Exercise objective: Reproduce the data exactly and drop any pictures it holds.

┄┄┄┄┄┄┄┄┄┄┄┄┄┄┄┄┄┄┄┄

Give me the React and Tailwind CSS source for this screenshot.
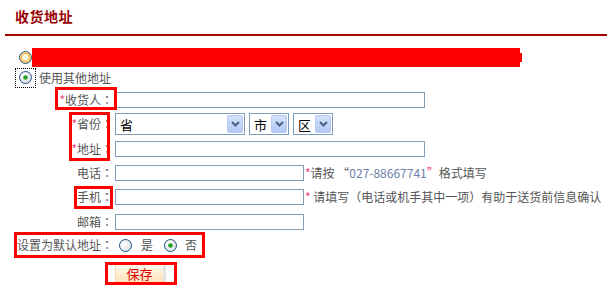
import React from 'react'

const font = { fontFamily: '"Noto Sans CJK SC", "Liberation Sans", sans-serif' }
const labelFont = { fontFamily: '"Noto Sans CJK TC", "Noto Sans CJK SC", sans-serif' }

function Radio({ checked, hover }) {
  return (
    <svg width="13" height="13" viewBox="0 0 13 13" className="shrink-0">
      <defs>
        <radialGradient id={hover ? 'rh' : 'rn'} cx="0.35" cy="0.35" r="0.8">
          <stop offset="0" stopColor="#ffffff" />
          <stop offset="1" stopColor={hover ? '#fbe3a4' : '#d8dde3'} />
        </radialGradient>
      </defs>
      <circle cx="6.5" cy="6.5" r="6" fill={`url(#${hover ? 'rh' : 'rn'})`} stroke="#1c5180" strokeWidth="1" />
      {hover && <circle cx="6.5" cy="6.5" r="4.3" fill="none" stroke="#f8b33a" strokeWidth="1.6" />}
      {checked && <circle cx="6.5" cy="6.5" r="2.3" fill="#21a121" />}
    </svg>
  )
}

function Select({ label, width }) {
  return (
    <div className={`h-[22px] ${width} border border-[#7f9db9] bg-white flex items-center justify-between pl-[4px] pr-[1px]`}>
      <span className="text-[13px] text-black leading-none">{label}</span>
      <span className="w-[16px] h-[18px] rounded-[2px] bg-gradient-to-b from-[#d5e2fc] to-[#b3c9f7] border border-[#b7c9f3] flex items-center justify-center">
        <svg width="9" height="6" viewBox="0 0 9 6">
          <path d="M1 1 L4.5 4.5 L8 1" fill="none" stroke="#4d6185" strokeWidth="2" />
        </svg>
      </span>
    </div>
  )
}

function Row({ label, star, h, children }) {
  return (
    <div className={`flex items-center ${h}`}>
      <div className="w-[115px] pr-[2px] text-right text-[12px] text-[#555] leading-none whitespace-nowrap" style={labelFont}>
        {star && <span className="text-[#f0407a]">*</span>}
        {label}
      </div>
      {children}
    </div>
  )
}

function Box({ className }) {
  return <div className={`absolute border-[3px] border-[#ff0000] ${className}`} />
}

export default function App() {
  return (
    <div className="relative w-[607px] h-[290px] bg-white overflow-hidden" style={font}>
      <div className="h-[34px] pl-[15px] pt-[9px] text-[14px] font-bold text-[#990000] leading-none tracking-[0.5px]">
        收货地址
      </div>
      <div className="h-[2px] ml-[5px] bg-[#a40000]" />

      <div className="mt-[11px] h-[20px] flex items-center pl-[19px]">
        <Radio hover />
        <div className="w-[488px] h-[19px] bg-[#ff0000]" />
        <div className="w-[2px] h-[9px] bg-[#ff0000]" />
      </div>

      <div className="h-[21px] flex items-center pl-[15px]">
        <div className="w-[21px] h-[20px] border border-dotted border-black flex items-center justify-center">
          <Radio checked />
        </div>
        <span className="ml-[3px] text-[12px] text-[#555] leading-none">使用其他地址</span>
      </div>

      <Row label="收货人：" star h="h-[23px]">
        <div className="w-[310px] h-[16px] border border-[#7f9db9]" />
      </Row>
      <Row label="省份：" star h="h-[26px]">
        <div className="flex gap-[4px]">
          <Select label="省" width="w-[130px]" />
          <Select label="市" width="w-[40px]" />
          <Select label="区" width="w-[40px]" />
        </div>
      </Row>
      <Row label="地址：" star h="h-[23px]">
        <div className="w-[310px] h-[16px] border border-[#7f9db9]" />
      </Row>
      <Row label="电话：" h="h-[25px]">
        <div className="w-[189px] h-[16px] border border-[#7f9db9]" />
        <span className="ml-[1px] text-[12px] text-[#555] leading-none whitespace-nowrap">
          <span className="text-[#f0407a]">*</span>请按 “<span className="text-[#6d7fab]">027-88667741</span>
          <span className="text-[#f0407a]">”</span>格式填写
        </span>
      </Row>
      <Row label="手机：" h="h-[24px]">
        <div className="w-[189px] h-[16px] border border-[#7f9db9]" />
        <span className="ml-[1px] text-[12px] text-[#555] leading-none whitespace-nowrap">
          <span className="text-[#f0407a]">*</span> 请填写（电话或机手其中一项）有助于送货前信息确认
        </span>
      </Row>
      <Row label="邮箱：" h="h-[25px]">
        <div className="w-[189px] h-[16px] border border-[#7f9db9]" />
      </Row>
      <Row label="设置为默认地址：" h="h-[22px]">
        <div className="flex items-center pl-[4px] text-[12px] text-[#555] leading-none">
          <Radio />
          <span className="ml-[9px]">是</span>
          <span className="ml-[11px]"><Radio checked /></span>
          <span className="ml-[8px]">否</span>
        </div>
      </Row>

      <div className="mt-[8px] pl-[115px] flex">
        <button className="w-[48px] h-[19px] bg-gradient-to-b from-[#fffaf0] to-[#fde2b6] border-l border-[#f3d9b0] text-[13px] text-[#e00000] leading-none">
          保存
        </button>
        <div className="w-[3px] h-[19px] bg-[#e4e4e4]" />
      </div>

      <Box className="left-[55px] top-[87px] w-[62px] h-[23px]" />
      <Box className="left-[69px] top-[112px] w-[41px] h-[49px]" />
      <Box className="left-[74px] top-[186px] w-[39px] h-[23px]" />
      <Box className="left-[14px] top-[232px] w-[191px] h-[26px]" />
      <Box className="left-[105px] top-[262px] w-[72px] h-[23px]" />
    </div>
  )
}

┄┄┄┄┄┄┄┄┄┄┄┄┄┄┄┄┄┄┄┄

The response:
Give me the React and Tailwind CSS source for this screenshot.
import React from 'react'

const font = { fontFamily: '"Noto Sans CJK SC", "Liberation Sans", sans-serif' }
const labelFont = { fontFamily: '"Noto Sans CJK TC", "Noto Sans CJK SC", sans-serif' }

function Radio({ checked, hover }) {
  return (
    <svg width="13" height="13" viewBox="0 0 13 13" className="shrink-0">
      <defs>
        <radialGradient id={hover ? 'rh' : 'rn'} cx="0.35" cy="0.35" r="0.8">
          <stop offset="0" stopColor="#ffffff" />
          <stop offset="1" stopColor={hover ? '#fbe3a4' : '#d8dde3'} />
        </radialGradient>
      </defs>
      <circle cx="6.5" cy="6.5" r="6" fill={`url(#${hover ? 'rh' : 'rn'})`} stroke="#1c5180" strokeWidth="1" />
      {hover && <circle cx="6.5" cy="6.5" r="4.3" fill="none" stroke="#f8b33a" strokeWidth="1.6" />}
      {checked && <circle cx="6.5" cy="6.5" r="2.3" fill="#21a121" />}
    </svg>
  )
}

function Select({ label, width }) {
  return (
    <div className={`h-[22px] ${width} border border-[#7f9db9] bg-white flex items-center justify-between pl-[4px] pr-[1px]`}>
      <span className="text-[13px] text-black leading-none">{label}</span>
      <span className="w-[16px] h-[18px] rounded-[2px] bg-gradient-to-b from-[#d5e2fc] to-[#b3c9f7] border border-[#b7c9f3] flex items-center justify-center">
        <svg width="9" height="6" viewBox="0 0 9 6">
          <path d="M1 1 L4.5 4.5 L8 1" fill="none" stroke="#4d6185" strokeWidth="2" />
        </svg>
      </span>
    </div>
  )
}

function Row({ label, star, h, children }) {
  return (
    <div className={`flex items-center ${h}`}>
      <div className="w-[115px] pr-[2px] text-right text-[12px] text-[#555] leading-none whitespace-nowrap" style={labelFont}>
        {star && <span className="text-[#f0407a]">*</span>}
        {label}
      </div>
      {children}
    </div>
  )
}

function Box({ className }) {
  return <div className={`absolute border-[3px] border-[#ff0000] ${className}`} />
}

export default function App() {
  return (
    <div className="relative w-[607px] h-[290px] bg-white overflow-hidden" style={font}>
      <div className="h-[34px] pl-[15px] pt-[9px] text-[14px] font-bold text-[#990000] leading-none tracking-[0.5px]">
        收货地址
      </div>
      <div className="h-[2px] ml-[5px] bg-[#a40000]" />

      <div className="mt-[11px] h-[20px] flex items-center pl-[19px]">
        <Radio hover />
        <div className="w-[488px] h-[19px] bg-[#ff0000]" />
        <div className="w-[2px] h-[9px] bg-[#ff0000]" />
      </div>

      <div className="h-[21px] flex items-center pl-[15px]">
        <div className="w-[21px] h-[20px] border border-dotted border-black flex items-center justify-center">
          <Radio checked />
        </div>
        <span className="ml-[3px] text-[12px] text-[#555] leading-none">使用其他地址</span>
      </div>

      <Row label="收货人：" star h="h-[23px]">
        <div className="w-[310px] h-[16px] border border-[#7f9db9]" />
      </Row>
      <Row label="省份：" star h="h-[26px]">
        <div className="flex gap-[4px]">
          <Select label="省" width="w-[130px]" />
          <Select label="市" width="w-[40px]" />
          <Select label="区" width="w-[40px]" />
        </div>
      </Row>
      <Row label="地址：" star h="h-[23px]">
        <div className="w-[310px] h-[16px] border border-[#7f9db9]" />
      </Row>
      <Row label="电话：" h="h-[25px]">
        <div className="w-[189px] h-[16px] border border-[#7f9db9]" />
        <span className="ml-[1px] text-[12px] text-[#555] leading-none whitespace-nowrap">
          <span className="text-[#f0407a]">*</span>请按 “<span className="text-[#6d7fab]">027-88667741</span>
          <span className="text-[#f0407a]">”</span>格式填写
        </span>
      </Row>
      <Row label="手机：" h="h-[24px]">
        <div className="w-[189px] h-[16px] border border-[#7f9db9]" />
        <span className="ml-[1px] text-[12px] text-[#555] leading-none whitespace-nowrap">
          <span className="text-[#f0407a]">*</span> 请填写（电话或机手其中一项）有助于送货前信息确认
        </span>
      </Row>
      <Row label="邮箱：" h="h-[25px]">
        <div className="w-[189px] h-[16px] border border-[#7f9db9]" />
      </Row>
      <Row label="设置为默认地址：" h="h-[22px]">
        <div className="flex items-center pl-[4px] text-[12px] text-[#555] leading-none">
          <Radio />
          <span className="ml-[9px]">是</span>
          <span className="ml-[11px]"><Radio checked /></span>
          <span className="ml-[8px]">否</span>
        </div>
      </Row>

      <div className="mt-[8px] pl-[115px] flex">
        <button className="w-[48px] h-[19px] bg-gradient-to-b from-[#fffaf0] to-[#fde2b6] border-l border-[#f3d9b0] text-[13px] text-[#e00000] leading-none">
          保存
        </button>
        <div className="w-[3px] h-[19px] bg-[#e4e4e4]" />
      </div>

      <Box className="left-[55px] top-[87px] w-[62px] h-[23px]" />
      <Box className="left-[69px] top-[112px] w-[41px] h-[49px]" />
      <Box className="left-[74px] top-[186px] w-[39px] h-[23px]" />
      <Box className="left-[14px] top-[232px] w-[191px] h-[26px]" />
      <Box className="left-[105px] top-[262px] w-[72px] h-[23px]" />
    </div>
  )
}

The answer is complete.